The bonus payments are paid into an overseas bank account and the account has not been drawn upon.
These amounts have been taxed overseas and are also subject to withholding tax
Relevant legislative provisions:
Income tax Assessment Act 1997 Section 6-5
Reasons for decision
Section 6-5 of the Income Tax Assessment Act 1997 (ITAA 1997) advises that where you are an Australian resident for taxation purposes, your assessable income includes income gained from all sources, whether in or out of Australia. However, where you are a non-resident of Australia for taxation purposes, your assessable income includes only income from an Australian source.
An amount received as a bonus or incentive payment, in relation to services rendered or to be rendered, is treated as salary and wages for tax purposes under section 6-5 of the ITAA 1997. This is because it is received as a consequence of an employment relationship and is therefore assessable in full in the year of receipt.
The receipts (bonus payments) were derived from employment and constituted income under ordinary concepts. They were incidental to your continuing income-earning activity as an employee. The payments were simply a financial incentive to remain in employment with Macquarie.
Therefore the bonus payments are ordinary income and are assessable at the time they are received by you.
Income such as director's fees and bonuses are derived for tax purposes at the time such income is paid notwithstanding that the services giving rise to the income may have been performed in a previous income year (Taxation Ruling IT 2534 Income tax: taxation of directors fees, bonuses etc.).
In Federal Commissioner of Taxation v Thorogood (1927) 40 CLR 454 it was stated that "derived is not necessarily actually received, but ordinarily that is the mode of derivation". From that statement there has emerged over the years a principle, applied by Boards of Review on a number of occasions, that an employee is properly assessable upon any amount that is actually received by him in a particular year of income even though some part of it could be said to relate to an earlier year or to a later year of income.
The bonus payments were received by you after you had returned to Australia and resumed your residency status for taxation purposes.
As a resident of Australia for taxation purposes you are required to declare all your income both in and outside Australia in your Australian tax return.
The bonus payments are required to be declared in your Australian tax return in the year you received them.
"In determining your liability to pay tax in Australia it is necessary to consider not only the domestic income tax laws but also any applicable double tax agreements.

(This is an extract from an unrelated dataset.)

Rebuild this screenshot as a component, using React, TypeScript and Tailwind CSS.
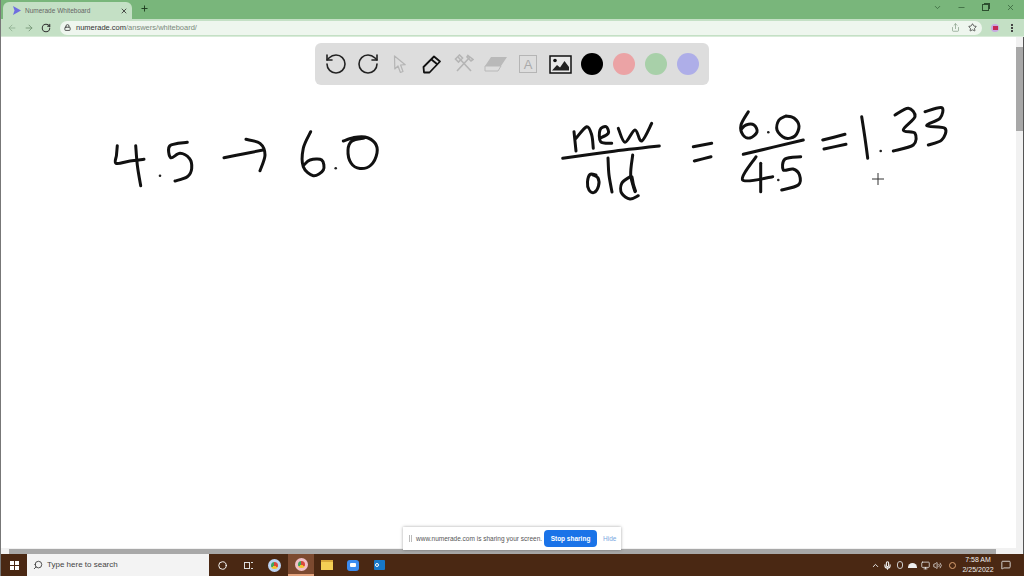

Section 4 of the International Tax Agreements Act 1953 (Agreements Act) incorporates that Act with the ITAA 1936 and the ITAA 1997 so that all three Acts are read as one. The Agreements Act overrides both the ITAA 1936 and ITAA 1997 where there are inconsistent provisions (except in some limited situations).
Section 5 of the Agreements Act states that, subject to the provisions of the Agreements Act, any provision in an Agreement listed in section 5 has the force of law. The overseas Agreement is listed in section 5 of the Agreements Act.
The overseas agreement is located on the Austlii website (www.austlii.edu.au) in the Australian Treaties Series database. The overseas agreement operates to avoid the double taxation of income received by residents of Australia and overseas.
Article 14 of the overseas agreement advises that salaries, wages and other similar remuneration derived by a resident of Australia shall be taxable only in Australia unless the employment is exercised in overseas. If the employment is exercised in overseas then the income may also be taxed in overseas."
Article 14 does not prevent Australia from taxing the bonus payments.